===== Provided material =====
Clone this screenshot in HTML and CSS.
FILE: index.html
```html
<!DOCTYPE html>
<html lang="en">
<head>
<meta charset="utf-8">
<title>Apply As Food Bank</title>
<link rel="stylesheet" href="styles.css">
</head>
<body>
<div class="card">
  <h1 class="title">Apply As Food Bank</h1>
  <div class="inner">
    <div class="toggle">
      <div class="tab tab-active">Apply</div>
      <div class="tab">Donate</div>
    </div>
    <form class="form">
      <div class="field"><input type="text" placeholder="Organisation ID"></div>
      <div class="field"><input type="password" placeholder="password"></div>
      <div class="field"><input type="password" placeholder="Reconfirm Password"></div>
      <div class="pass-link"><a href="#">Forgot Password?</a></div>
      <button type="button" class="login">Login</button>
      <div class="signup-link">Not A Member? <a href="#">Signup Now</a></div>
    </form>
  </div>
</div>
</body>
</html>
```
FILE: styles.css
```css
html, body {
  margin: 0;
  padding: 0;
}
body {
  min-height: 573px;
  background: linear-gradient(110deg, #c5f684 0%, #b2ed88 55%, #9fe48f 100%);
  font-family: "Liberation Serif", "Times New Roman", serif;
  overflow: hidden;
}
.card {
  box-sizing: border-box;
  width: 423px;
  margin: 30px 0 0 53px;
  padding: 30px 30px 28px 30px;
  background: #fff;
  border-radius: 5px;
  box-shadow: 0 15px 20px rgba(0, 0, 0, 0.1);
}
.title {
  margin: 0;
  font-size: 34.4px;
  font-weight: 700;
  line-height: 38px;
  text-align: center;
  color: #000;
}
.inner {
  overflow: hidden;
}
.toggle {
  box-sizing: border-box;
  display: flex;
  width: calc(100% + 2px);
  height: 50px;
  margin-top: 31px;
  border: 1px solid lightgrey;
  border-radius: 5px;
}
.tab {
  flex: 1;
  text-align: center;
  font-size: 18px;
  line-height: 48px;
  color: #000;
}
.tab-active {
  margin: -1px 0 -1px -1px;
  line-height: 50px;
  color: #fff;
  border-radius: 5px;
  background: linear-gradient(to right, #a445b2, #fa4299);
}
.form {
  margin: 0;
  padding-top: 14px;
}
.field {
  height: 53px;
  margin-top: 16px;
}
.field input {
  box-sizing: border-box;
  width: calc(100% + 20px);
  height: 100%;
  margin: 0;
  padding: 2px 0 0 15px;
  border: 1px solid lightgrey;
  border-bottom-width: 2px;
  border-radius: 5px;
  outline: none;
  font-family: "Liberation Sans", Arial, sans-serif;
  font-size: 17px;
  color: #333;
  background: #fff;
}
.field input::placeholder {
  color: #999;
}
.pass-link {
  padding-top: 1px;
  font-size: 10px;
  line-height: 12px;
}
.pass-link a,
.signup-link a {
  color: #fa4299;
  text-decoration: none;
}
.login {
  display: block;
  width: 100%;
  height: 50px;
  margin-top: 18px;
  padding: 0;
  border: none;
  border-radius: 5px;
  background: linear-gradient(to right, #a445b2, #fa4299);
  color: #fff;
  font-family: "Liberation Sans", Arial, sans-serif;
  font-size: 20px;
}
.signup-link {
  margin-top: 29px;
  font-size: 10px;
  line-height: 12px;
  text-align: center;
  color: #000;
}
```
=====
===== Provided material =====
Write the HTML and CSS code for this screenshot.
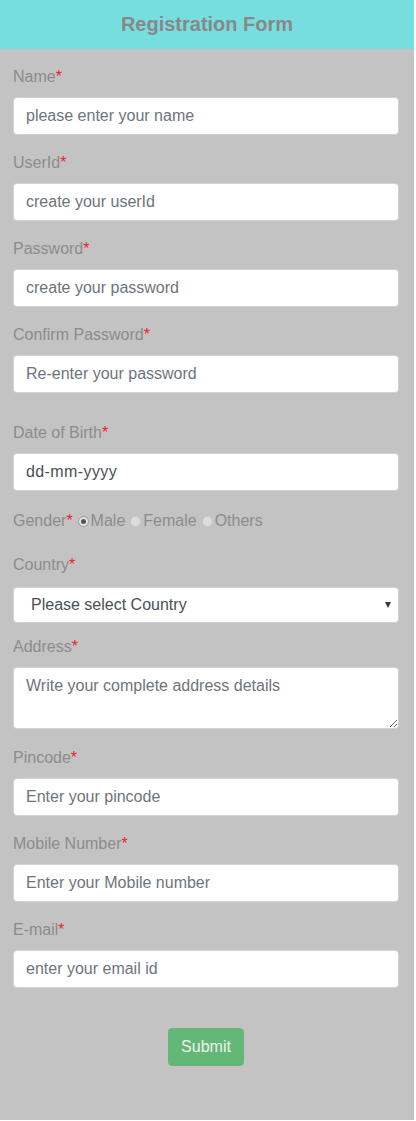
=====
Task to complete ▸
Say how many lines in this listing hold the string "screenshot", giving the count and nothing more.

Answer to this problem ▸
2